In its quarterly analysis of mortgage lending data, the Financial Services Authority said 69.2 per cent of current mortgage balances were on variable rates in the first three months of 2011, the highest level since 2008.
Interest rates have been at a record low of 0.5 per cent for more than two years but policymakers are expected to lift borrowing costs in early 2012.
Commentators at Capital Economics warned that the figures left borrowers looking particularly vulnerable to interest rate rises in the medium term.
Property economist Paul Diggle said: “Given the high level of mortgage debt outstanding in relation to incomes, that could have serious ramifications for payment problems when interest rates do eventually rise.”
The strain on some households has been shown in the first rise in home possessions in a year. In line with recently published data from the Council of Mortgage Lenders, the FSA said new possessions rose 17 per cent to 9,613 in the quarter, although this was countered by a drop in arrears trends.
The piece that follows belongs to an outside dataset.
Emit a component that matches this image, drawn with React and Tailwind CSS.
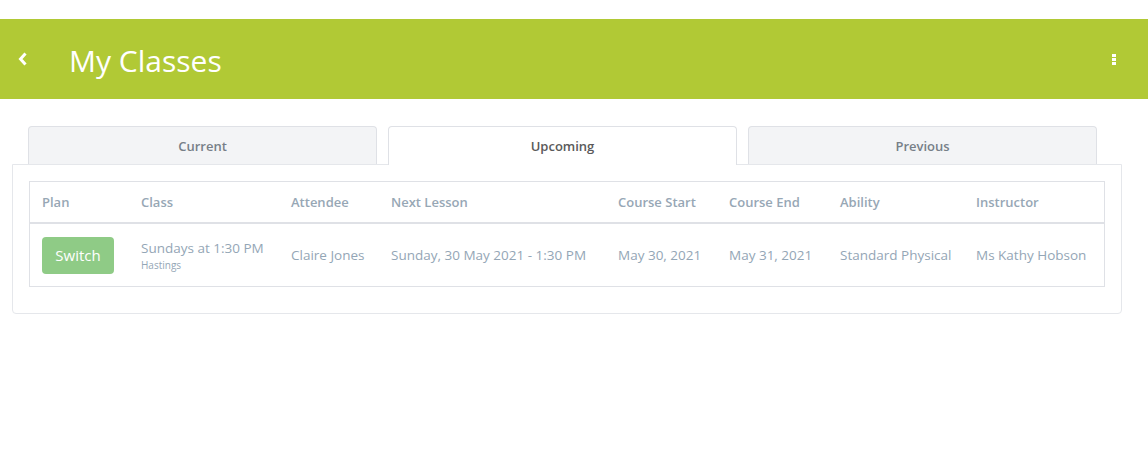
import React from 'react'

const font = { fontFamily: '"Open Sans", "Noto Sans", sans-serif' }

const cols = [
  { key: 'plan', label: 'Plan', w: 'w-[99px]' },
  { key: 'class', label: 'Class', w: 'w-[150px]' },
  { key: 'attendee', label: 'Attendee', w: 'w-[100px]' },
  { key: 'next', label: 'Next Lesson', w: 'w-[227px]' },
  { key: 'start', label: 'Course Start', w: 'w-[111px]' },
  { key: 'end', label: 'Course End', w: 'w-[111px]' },
  { key: 'ability', label: 'Ability', w: 'w-[136px]' },
  { key: 'instructor', label: 'Instructor', w: 'flex-1' },
]

const tabs = ['Current', 'Upcoming', 'Previous']

export default function App() {
  const active = 'Upcoming'

  return (
    <div className="w-[1148px] h-[452px] bg-white pt-[19px]" style={font}>
      {/* header */}
      <div className="h-[80px] bg-[#b1c935] flex items-center pl-[18px] pr-[32px]">
        <svg width="10" height="14" viewBox="0 0 10 14" className="mr-[41px]">
          <path d="M7.5 1.5 L2.5 7 L7.5 12.5" fill="none" stroke="#fff" strokeWidth="3" />
        </svg>
        <h1 className="text-white text-[30px] leading-none flex-1 mt-[3px]">My Classes</h1>
        <div className="flex flex-col gap-[1px]">
          <span className="w-[4px] h-[3px] bg-white" />
          <span className="w-[4px] h-[3px] bg-white" />
          <span className="w-[4px] h-[3px] bg-white" />
        </div>
      </div>

      {/* tabs */}
      <div className="pt-[27px] px-[12px] w-[1134px]">
        <div className="flex gap-[11px] pl-[16px] relative z-10">
          {tabs.map(t => (
            <div
              key={t}
              className={
                t === active
                  ? 'w-[349px] h-[39px] rounded-t-[4px] border border-b-0 border-[#dfe1e6] bg-white flex items-center justify-center text-[13px] font-semibold text-[#5a5a5a] pt-[1px]'
                  : 'w-[349px] h-[38px] rounded-t-[4px] border border-b-0 border-[#dfe1e6] bg-[#f3f4f6] flex items-center justify-center text-[13px] font-semibold text-[#777f88] pt-[2px]'
              }
            >
              {t}
            </div>
          ))}
        </div>

        {/* panel */}
        <div className="border border-[#e5e7eb] rounded-b-[4px] px-[16px] pt-[16px] pb-[26px] -mt-[1px]">
          <div className="border border-[#dfe1e6]">
            <div className="flex h-[42px] items-center border-b-2 border-[#dfe1e6] text-[13px] font-semibold text-[#97a7b5] pt-[1px]">
              {cols.map(c => (
                <div key={c.key} className={`${c.w} pl-[12px]`}>{c.label}</div>
              ))}
            </div>
            <div className="flex h-[62px] items-center text-[13.5px] text-[#94a6b6] pt-[1px]">
              <div className="w-[99px] pl-[12px]">
                <button className="w-[72px] h-[37px] rounded-[4px] bg-[#8fcb86] text-white text-[15px]">Switch</button>
              </div>
              <div className="w-[150px] pl-[12px] flex flex-col">
                <span className="leading-[19px]">Sundays at 1:30 PM</span>
                <span className="text-[10px] leading-[14px]">Hastings</span>
              </div>
              <div className="w-[100px] pl-[12px]">Claire Jones</div>
              <div className="w-[227px] pl-[12px]">Sunday, 30 May 2021 - 1:30 PM</div>
              <div className="w-[111px] pl-[12px]">May 30, 2021</div>
              <div className="w-[111px] pl-[12px]">May 31, 2021</div>
              <div className="w-[136px] pl-[12px]">Standard Physical</div>
              <div className="flex-1 pl-[12px]">Ms Kathy Hobson</div>
            </div>
          </div>
        </div>
      </div>
    </div>
  )
}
The total number of new arrears cases in the first quarter was 35,600, 8 per cent lower than the previous quarter.
Consequently the proportion of the residential loan book that is in arrears, and hence not fully performing, also fell, to 2.88 per cent.
The total value of outstanding loans fell slightly from the previous quarter to £1.2 trillion, while the number of new advances totalled £33bn, 10 per cent lower than the previous three months but 3 per cent up on the start of 2010.